2011-04-08 Thread David Woodhouse
On Fri, 2011-04-08 at 10:39 +0200, sean finney wrote:
> On Fri, Apr 08, 2011 at 09:08:28AM +0100, David Woodhouse wrote:
> > You're more than welcome to use git.infradead.org if you want.
> 
> Well it would be nice to get them *somewhere*, anyway, since it does feel
> silly that there are a number of distro's and organizations in the same
> situation who are forced to basically do the same work and have no way
> to cooperate.

Give me a SSH public key and preferred username, and I'll give you an
account on git.infradead.org. Make sure you have a passphrase on the
key, please.

I'll give you access to the evolution-ews.git repo too :)

> I'd certainly like to upgrade if possible to stay relatively current,
> but also have implementation constraints about installation size and
> compatability with being run from older gnome desktops.  And last time
> i tried (about a month pre-release) it didn't pan out so well.

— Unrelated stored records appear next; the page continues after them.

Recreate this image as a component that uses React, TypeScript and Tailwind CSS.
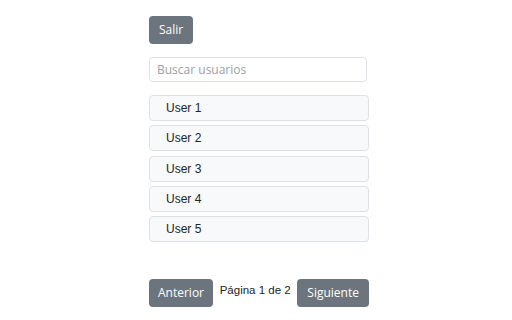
import React from "react";

const btn =
  "bg-[#6c757d] text-white rounded-[4px] h-[28px] text-[12px] leading-none flex items-center";

export default function App() {
  const users = ["User 1", "User 2", "User 3", "User 4", "User 5"];
  return (
    <div className="w-[512px] h-[320px] bg-white flex justify-center">
      <div className="w-[220px] ml-[6px] pt-[16px] flex flex-col" style={{ fontFamily: '"Open Sans", sans-serif' }}>
        <div className="flex">
          <button className={`${btn} px-[10px]`}>Salir</button>
        </div>
        <input
          className="mt-[13px] w-[218px] h-[25px] border border-[#dee2e6] rounded-[4px] px-[7px] text-[12px] text-[#212529] placeholder:text-[#9aa0a6] outline-none"
          placeholder="Buscar usuarios"
        />
        <div className="mt-[13px] flex flex-col gap-[4.3px]" style={{ fontFamily: '"Liberation Sans", Arial, sans-serif' }}>
          {users.map((u) => (
            <div
              key={u}
              className="h-[26px] bg-[#f8f9fa] border border-[#dee2e6] rounded-[4px] pl-[16px] flex items-center text-[12px] text-[#212529]"
            >
              {u}
            </div>
          ))}
        </div>
        <div className="mt-[37px] flex items-start justify-between">
          <button className={`${btn} px-[9px]`}>Anterior</button>
          <span
            className="text-[11.5px] text-[#212529] mt-[3px]"
            style={{ fontFamily: '"Liberation Sans", Arial, sans-serif' }}
          >
            Página 1 de 2
          </span>
          <button className={`${btn} px-[10px]`}>Siguiente</button>
        </div>
      </div>
    </div>
  );
}
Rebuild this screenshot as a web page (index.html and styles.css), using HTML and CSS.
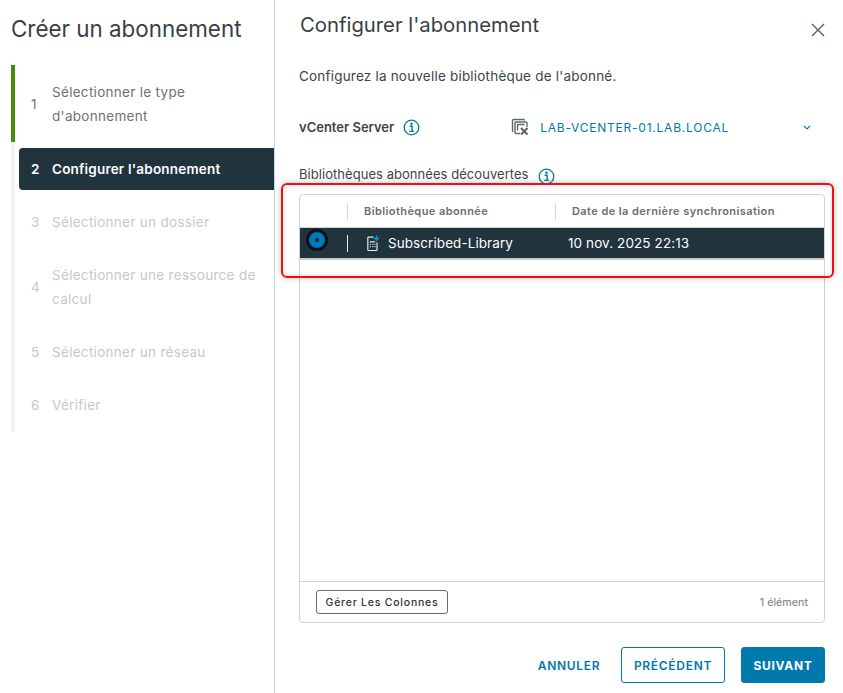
FILE: index.html
```html
<!DOCTYPE html>
<html lang="fr">
<head>
<meta charset="utf-8">
<title>Créer un abonnement</title>
<link rel="stylesheet" href="styles.css">
</head>
<body>
<div class="wizard">
  <aside class="side">
    <h2 class="side-title">Créer un abonnement</h2>
    <div class="steps-wrap">
      <span class="done-bar"></span>
      <ol class="steps">
        <li class="step done"><span class="num">1</span><span class="lbl">Sélectionner le type d'abonnement</span></li>
        <li class="step active"><span class="num">2</span><span class="lbl">Configurer l'abonnement</span></li>
        <li class="step"><span class="num">3</span><span class="lbl">Sélectionner un dossier</span></li>
        <li class="step"><span class="num">4</span><span class="lbl">Sélectionner une ressource de calcul</span></li>
        <li class="step"><span class="num">5</span><span class="lbl">Sélectionner un réseau</span></li>
        <li class="step"><span class="num">6</span><span class="lbl">Vérifier</span></li>
      </ol>
    </div>
  </aside>
  <main class="main">
    <header class="head">
      <h1 class="title">Configurer l'abonnement</h1>
      <svg class="close" width="14" height="14" viewBox="0 0 14 14"><path d="M1 1l12 12M13 1L1 13" stroke="#4a5f6b" stroke-width="1.4" fill="none"/></svg>
    </header>
    <p class="intro">Configurez la nouvelle bibliothèque de l'abonné.</p>
    <div class="vc-row">
      <span class="vc-label">vCenter Server</span>
      <svg class="info" width="17" height="17" viewBox="0 0 17 17"><circle cx="8.5" cy="8.5" r="7.3" fill="none" stroke="#0079ad" stroke-width="1.3"/><circle cx="8.5" cy="4.8" r="1.2" fill="#0079ad"/><path d="M6.6 7.3h2.5v4.8M6.2 12.4h4.8" fill="none" stroke="#0079ad" stroke-width="1.4"/></svg>
      <span class="vc-value">
        <svg class="vc-icon" width="18" height="18" viewBox="0 0 18 18"><g fill="none" stroke="#62696d" stroke-width="1.4"><path d="M2.5 13.5a1 1 0 0 1-1-1V2.5a1 1 0 0 1 1-1h10a1 1 0 0 1 1 1"/><path d="M9 15.5H5a1 1 0 0 1-1-1V5a1 1 0 0 1 1-1h10a1 1 0 0 1 1 1v4"/><path d="M6.5 12.5v-6h7"/></g><path d="M10 10l6.5 6.5M16.5 10L10 16.5" stroke="#565d62" stroke-width="1.8" fill="none"/></svg>
        <span class="vc-name">LAB-VCENTER-01.LAB.LOCAL</span>
      </span>
      <svg class="chev" width="8" height="5" viewBox="0 0 8 5"><path d="M.8.8L4 4l3.2-3.2" fill="none" stroke="#0079ad" stroke-width="1.1"/></svg>
    </div>
    <div class="lib-label">
      <span>Bibliothèques abonnées découvertes</span>
      <svg class="info low" width="17" height="17" viewBox="0 0 17 17"><circle cx="8.5" cy="8.5" r="7.3" fill="none" stroke="#0079ad" stroke-width="1.3"/><circle cx="8.5" cy="4.8" r="1.2" fill="#0079ad"/><path d="M6.6 7.3h2.5v4.8M6.2 12.4h4.8" fill="none" stroke="#0079ad" stroke-width="1.4"/></svg>
    </div>
    <section class="grid">
      <div class="g-head">
        <div class="c-radio"></div>
        <div class="c-name"><span class="sep"></span><span class="h-txt h-name">Bibliothèque abonnée</span></div>
        <div class="c-date"><span class="sep"></span><span class="h-txt h-date">Date de la dernière synchronisation</span></div>
      </div>
      <div class="g-row">
        <div class="c-radio"><span class="radio"></span></div>
        <div class="c-name"><span class="sep light"></span>
          <svg class="lib-icon" width="15" height="18" viewBox="0 0 14 16"><path d="M7 2.5H2.5a.8.8 0 0 0-.8.8v10.9a.8.8 0 0 0 .8.8h7a.8.8 0 0 0 .8-.8V7.5" fill="none" stroke="#e6ebed" stroke-width="1.1"/><path d="M3.5 7h5M3.5 9.2h1M6 9.2h1M8 9.2h.8M3.5 11.4h1M6 11.4h1M8 11.4h.8" stroke="#e6ebed" stroke-width="1.1" fill="none"/><path d="M9.8 .5v3M7.8 3.4h4l-2 2.4z" fill="#0095d3" stroke="#0095d3"/></svg>
          <span class="r-name">Subscribed-Library</span>
        </div>
        <div class="c-date"><span class="r-date">10 nov. 2025 22:13</span></div>
      </div>
      <div class="g-body"></div>
      <div class="g-foot">
        <button class="manage">Gérer Les Colonnes</button>
        <span class="count">1 élément</span>
      </div>
    </section>
    <footer class="actions">
      <button class="btn link">ANNULER</button>
      <button class="btn outline">PRÉCÉDENT</button>
      <button class="btn primary">SUIVANT</button>
    </footer>
    <div class="highlight"></div>
  </main>
</div>
</body>
</html>
```
FILE: styles.css
```css
* { box-sizing: border-box; }
html, body { margin: 0; height: 100%; }
body { background: #fff; font-family: "Inter", "Liberation Sans", sans-serif; color: #333; overflow: hidden; }
.wizard { display: flex; height: 693px; }
.side { width: 275px; flex: none; border-right: 1px solid #c9d3d9; padding-left: 11px; }
.side-title { margin: 0; height: 65px; padding-top: 14px; font-size: 22.4px; line-height: 30px; font-weight: 400; color: #3a3f42; white-space: nowrap; }
.steps-wrap { position: relative; }
.done-bar { position: absolute; left: 0; top: 0; width: 4px; height: 77px; background: #4a8a0a; }
.steps { list-style: none; margin: 0; padding: 6px 0; border-left: 4px solid #eef3f6; display: flex; flex-direction: column; gap: 11px; }
.step { margin-left: 4px; padding: 9px 12px 9px 12px; display: flex; align-items: center; gap: 12px; font-size: 13.5px; letter-spacing: .3px; line-height: 24px; color: #c4c9cc; border-radius: 4px 0 0 4px; }
.num { width: 9px; flex: none; }
.step.done { color: #6e7275; }
.step.active { background: #21333d; color: #fff; font-weight: 600; letter-spacing: .2px; }
.main { flex: 1; position: relative; padding: 0 18px 0 24px; min-width: 0; }
.head { display: flex; justify-content: space-between; height: 65px; }
.title { margin: 0; padding: 10px 0 0 1px; font-size: 20.3px; line-height: 30px; font-weight: 400; color: #3a3f42; }
.close { margin-top: 23px; }
.intro { margin: 0; font-size: 13.5px; letter-spacing: .2px; line-height: 22px; color: #3f4447; }
.vc-row { display: flex; align-items: center; height: 34px; margin-top: 23px; }
.vc-label { font-size: 13px; font-weight: 600; color: #3f4447; }
.info { flex: none; }
.vc-row .info { margin-left: 9px; }
.info.low { margin-top: 4px; }
.vc-value { display: flex; align-items: center; gap: 11px; margin-left: 91px; flex: 1; }
.vc-name { font-size: 12px; color: #0079ad; letter-spacing: .77px; }
.chev { margin-right: 14px; }
.lib-label { display: flex; align-items: center; gap: 9px; margin-top: 19px; height: 22px; font-size: 13px; letter-spacing: .05px; color: #3f4447; }
.grid { margin-top: 9px; height: 429px; border: 1px solid #c9d3d9; border-radius: 4px; display: flex; flex-direction: column; }
.g-head, .g-row { display: flex; flex: none; }
.g-head { height: 33px; align-items: center; border-bottom: 1px solid #c9d3d9; }
.c-radio { width: 47px; flex: none; position: relative; align-self: stretch; }
.c-name { width: 208px; flex: none; display: flex; align-items: center; }
.c-date { flex: 1; display: flex; align-items: center; }
.sep { width: 1px; height: 17px; background: #d3dade; flex: none; }
.sep.light { background: #e6eaec; }
.h-txt { font-size: 11px; font-weight: 600; color: #6a6e71; letter-spacing: .42px; white-space: nowrap; }
.h-name { margin-left: 16px; }
.h-date { margin-left: 16px; }
.g-row { height: 30px; background: #21333d; color: #fff; align-items: center; box-shadow: 0 2px 0 #c8c8c8; }
.radio { display: block; width: 22px; height: 22px; margin: 1px 0 0 6px; border-radius: 50%; background: #0079b8; border: 3px solid #0b1216; position: relative; }
.radio::after { content: ""; position: absolute; left: 6px; top: 6px; width: 4px; height: 4px; border-radius: 50%; background: #1b2c36; }
.lib-icon { margin-left: 18px; flex: none; }
.r-name { margin-left: 7px; font-size: 13.5px; letter-spacing: .07px; white-space: nowrap; }
.r-date { margin-left: 13px; font-size: 13.5px; letter-spacing: .1px; white-space: nowrap; }
.g-body { flex: 1; }
.g-foot { height: 41px; flex: none; border-top: 1px solid #c9d3d9; display: flex; align-items: center; justify-content: space-between; padding: 0 16px; }
.manage { height: 24px; width: 132px; padding: 0; background: #fff; border: 1px solid #5f6e76; border-radius: 3px; font: 500 10.5px "Inter", "Liberation Sans", sans-serif; letter-spacing: .78px; color: #333; }
.count { font-size: 10.8px; color: #7a7e81; }
.actions { display: flex; justify-content: flex-end; gap: 16px; margin-top: 24px; }
.btn { height: 36px; border-radius: 3px; font: 600 12px "Inter", "Liberation Sans", sans-serif; letter-spacing: .7px; padding: 0; }
.btn.link { width: 72px; background: none; border: 0; color: #0079ad; }
.btn.outline { width: 104px; background: #fff; border: 1px solid #0079ad; color: #0079ad; }
.btn.primary { width: 84px; background: #0079ad; border: 1px solid #0079ad; color: #fff; font-weight: 700; }
.highlight { position: absolute; left: 6px; top: 183px; width: 553px; height: 95px; border: 2px solid #f01010; border-radius: 6px; box-shadow: 0 0 6px rgba(0,0,0,.25), inset 0 0 6px rgba(0,0,0,.12); pointer-events: none; }
```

Yeah, I tried updating my F14 machine to 2.9x but abandoned it when gtk2
support was dropped; it ended up being just too much to upgrade, and
even when I tried it it wasn't working; I was getting random segfaults
in (my updated) glib that I couldn't be bothered to track down.

So I updated that machine to Fedora 15, which means it now can't get on
the VPN that the Exchange server is on :)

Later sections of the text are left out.